Required task: Every line below that contains "components" is to be copied.

— Start Items —

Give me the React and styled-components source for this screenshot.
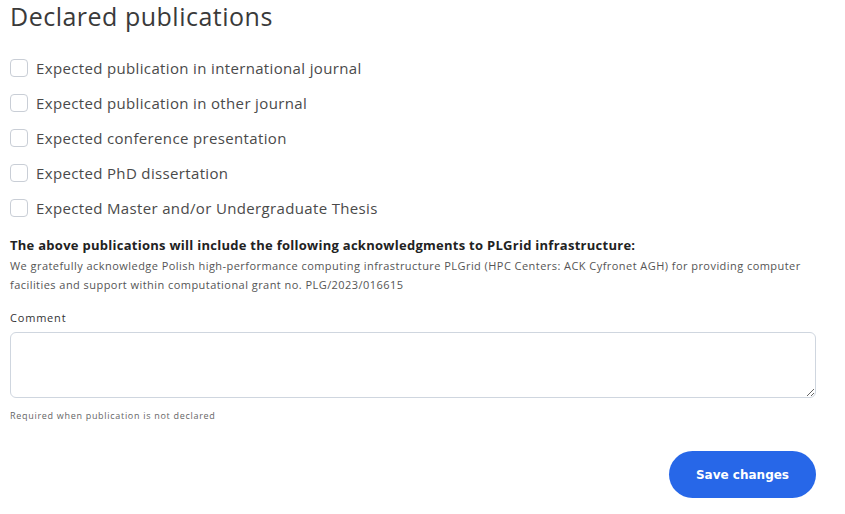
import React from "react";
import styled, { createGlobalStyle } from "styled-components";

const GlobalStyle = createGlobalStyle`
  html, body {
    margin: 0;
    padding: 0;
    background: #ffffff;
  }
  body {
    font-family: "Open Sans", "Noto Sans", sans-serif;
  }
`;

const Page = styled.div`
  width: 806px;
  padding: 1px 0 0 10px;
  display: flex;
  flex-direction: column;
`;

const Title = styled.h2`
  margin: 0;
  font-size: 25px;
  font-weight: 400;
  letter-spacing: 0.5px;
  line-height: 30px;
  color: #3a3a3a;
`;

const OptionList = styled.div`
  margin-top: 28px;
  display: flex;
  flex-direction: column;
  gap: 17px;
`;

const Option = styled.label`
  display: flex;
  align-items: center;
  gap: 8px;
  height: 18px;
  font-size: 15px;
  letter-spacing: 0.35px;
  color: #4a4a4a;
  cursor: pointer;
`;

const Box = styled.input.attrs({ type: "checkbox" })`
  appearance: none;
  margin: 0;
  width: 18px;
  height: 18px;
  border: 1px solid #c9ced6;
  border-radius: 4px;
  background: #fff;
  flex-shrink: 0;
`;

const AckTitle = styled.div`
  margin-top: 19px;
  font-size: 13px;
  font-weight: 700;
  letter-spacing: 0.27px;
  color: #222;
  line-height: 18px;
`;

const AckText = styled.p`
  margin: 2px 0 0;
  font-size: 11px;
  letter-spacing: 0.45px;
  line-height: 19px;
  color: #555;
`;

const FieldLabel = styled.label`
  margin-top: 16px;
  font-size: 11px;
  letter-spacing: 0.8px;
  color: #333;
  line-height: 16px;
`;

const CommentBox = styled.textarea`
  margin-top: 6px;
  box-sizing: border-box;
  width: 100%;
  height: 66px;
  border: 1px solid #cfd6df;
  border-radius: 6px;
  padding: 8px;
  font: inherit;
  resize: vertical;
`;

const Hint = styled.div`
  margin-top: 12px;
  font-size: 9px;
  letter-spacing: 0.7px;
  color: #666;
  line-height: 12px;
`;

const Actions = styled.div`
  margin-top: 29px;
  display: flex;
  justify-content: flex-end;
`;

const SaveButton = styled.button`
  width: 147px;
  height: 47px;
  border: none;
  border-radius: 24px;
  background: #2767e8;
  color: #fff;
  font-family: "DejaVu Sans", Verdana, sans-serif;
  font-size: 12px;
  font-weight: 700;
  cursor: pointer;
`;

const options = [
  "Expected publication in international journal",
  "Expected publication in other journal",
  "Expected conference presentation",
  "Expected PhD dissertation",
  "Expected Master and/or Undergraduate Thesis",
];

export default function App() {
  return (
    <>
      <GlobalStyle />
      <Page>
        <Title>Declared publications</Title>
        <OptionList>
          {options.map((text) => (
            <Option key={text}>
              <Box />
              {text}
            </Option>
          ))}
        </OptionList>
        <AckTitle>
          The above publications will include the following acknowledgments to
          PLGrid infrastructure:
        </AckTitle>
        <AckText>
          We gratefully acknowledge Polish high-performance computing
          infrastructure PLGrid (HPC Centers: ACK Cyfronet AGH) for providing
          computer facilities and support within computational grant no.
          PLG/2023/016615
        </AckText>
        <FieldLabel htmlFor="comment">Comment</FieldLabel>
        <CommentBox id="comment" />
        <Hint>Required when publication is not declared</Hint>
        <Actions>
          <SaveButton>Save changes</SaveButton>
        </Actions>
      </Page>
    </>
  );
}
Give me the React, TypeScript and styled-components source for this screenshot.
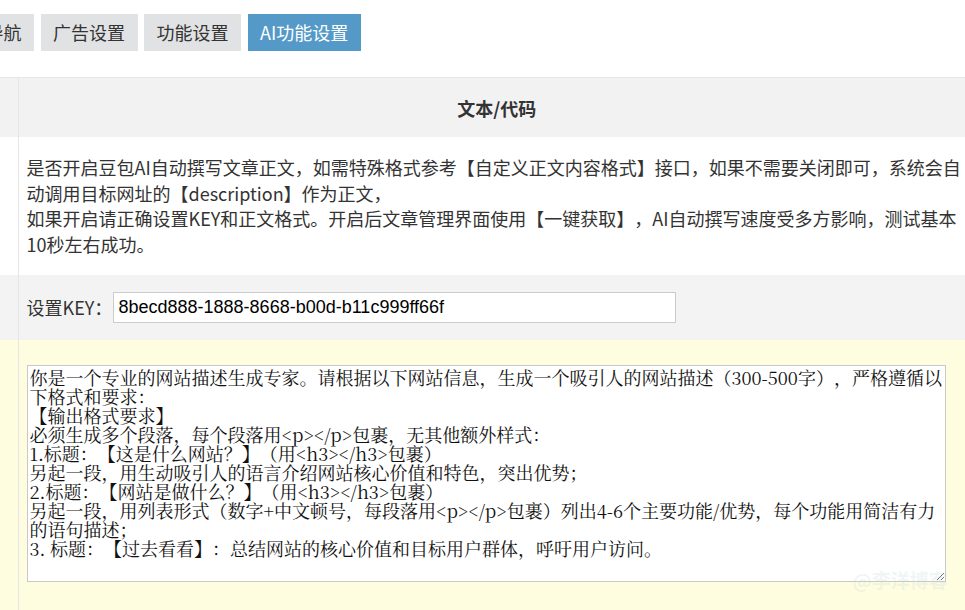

— End Items —

Task answer:
Give me the React and styled-components source for this screenshot.
import styled, { createGlobalStyle } from "styled-components";
Give me the React, TypeScript and styled-components source for this screenshot.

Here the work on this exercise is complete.